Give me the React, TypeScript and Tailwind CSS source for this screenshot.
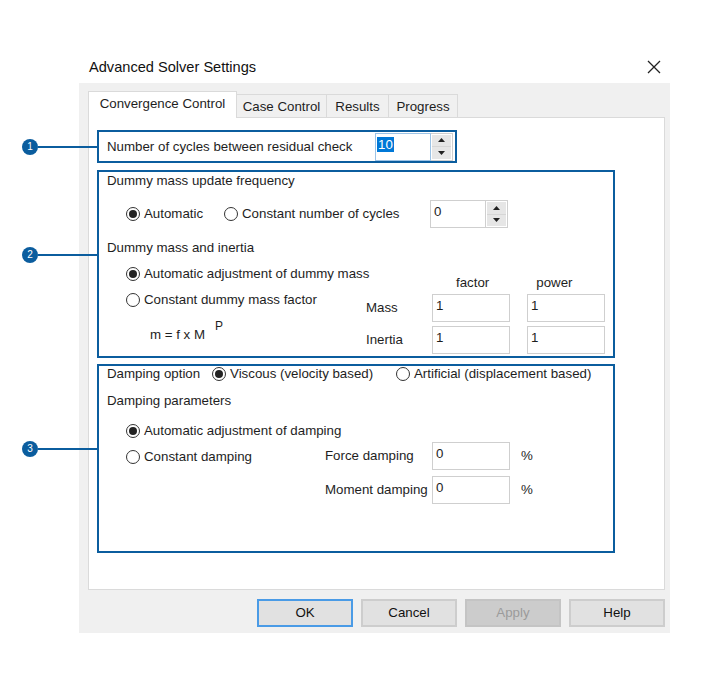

* * *

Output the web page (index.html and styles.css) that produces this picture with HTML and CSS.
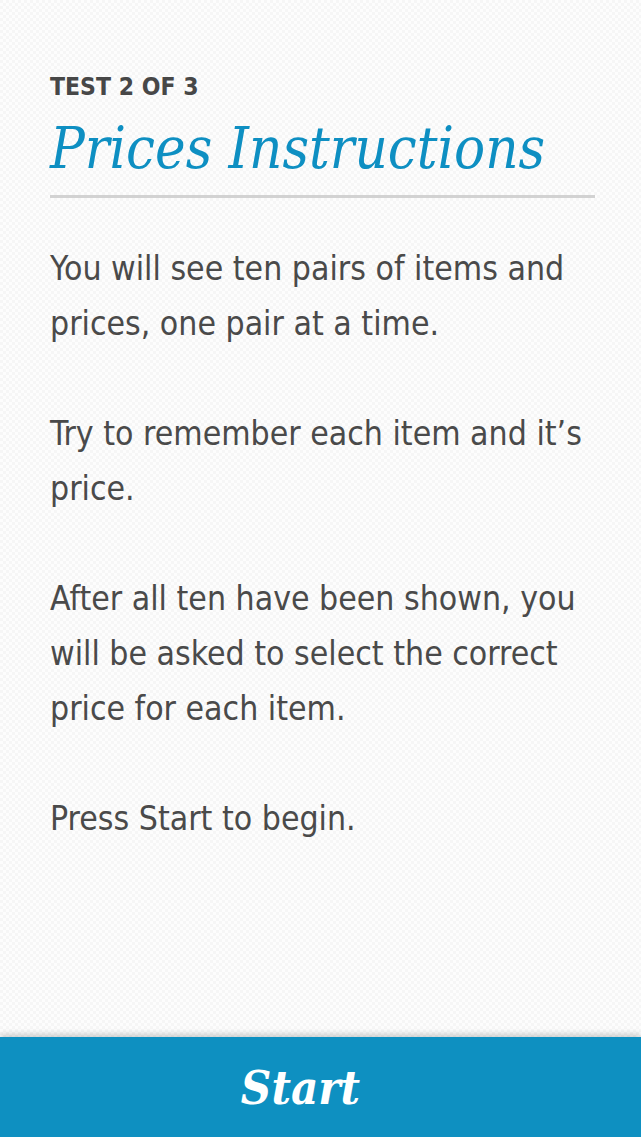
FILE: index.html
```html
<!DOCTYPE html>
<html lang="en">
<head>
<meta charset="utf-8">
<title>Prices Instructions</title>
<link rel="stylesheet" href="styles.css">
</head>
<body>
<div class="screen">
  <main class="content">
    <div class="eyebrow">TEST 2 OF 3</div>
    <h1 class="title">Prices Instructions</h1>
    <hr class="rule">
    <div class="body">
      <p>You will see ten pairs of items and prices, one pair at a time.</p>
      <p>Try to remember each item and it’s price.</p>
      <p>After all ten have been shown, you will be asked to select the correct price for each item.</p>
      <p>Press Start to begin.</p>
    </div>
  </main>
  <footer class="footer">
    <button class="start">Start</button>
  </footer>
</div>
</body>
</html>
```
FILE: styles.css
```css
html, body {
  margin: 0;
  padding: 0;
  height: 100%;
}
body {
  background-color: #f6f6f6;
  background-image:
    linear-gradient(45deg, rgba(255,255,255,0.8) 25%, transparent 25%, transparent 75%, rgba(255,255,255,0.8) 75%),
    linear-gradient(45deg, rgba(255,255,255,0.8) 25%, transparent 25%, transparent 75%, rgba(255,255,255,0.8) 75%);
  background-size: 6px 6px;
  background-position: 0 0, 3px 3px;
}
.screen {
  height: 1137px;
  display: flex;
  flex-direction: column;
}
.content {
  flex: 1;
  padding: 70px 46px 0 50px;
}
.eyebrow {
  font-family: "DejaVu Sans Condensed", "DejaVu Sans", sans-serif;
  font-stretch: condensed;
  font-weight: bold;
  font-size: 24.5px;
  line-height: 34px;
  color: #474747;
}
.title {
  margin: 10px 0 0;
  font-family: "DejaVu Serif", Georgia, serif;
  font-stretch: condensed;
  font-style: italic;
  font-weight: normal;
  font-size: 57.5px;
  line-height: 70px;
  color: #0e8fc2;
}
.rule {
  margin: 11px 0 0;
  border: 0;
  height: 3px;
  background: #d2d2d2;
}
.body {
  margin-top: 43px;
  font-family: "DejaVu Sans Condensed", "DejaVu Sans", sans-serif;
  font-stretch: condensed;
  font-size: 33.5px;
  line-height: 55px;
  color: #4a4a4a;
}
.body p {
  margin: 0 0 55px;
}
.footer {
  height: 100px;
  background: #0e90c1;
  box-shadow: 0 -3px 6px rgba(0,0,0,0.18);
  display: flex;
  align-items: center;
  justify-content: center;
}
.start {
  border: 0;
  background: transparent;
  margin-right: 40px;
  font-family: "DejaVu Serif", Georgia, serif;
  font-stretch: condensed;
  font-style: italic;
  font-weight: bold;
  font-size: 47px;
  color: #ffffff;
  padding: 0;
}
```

EXERCISE AIM ▸ State the count of lines above containing the string "index", and add nothing to it.

ANSWER TO THIS TASK ▸ 2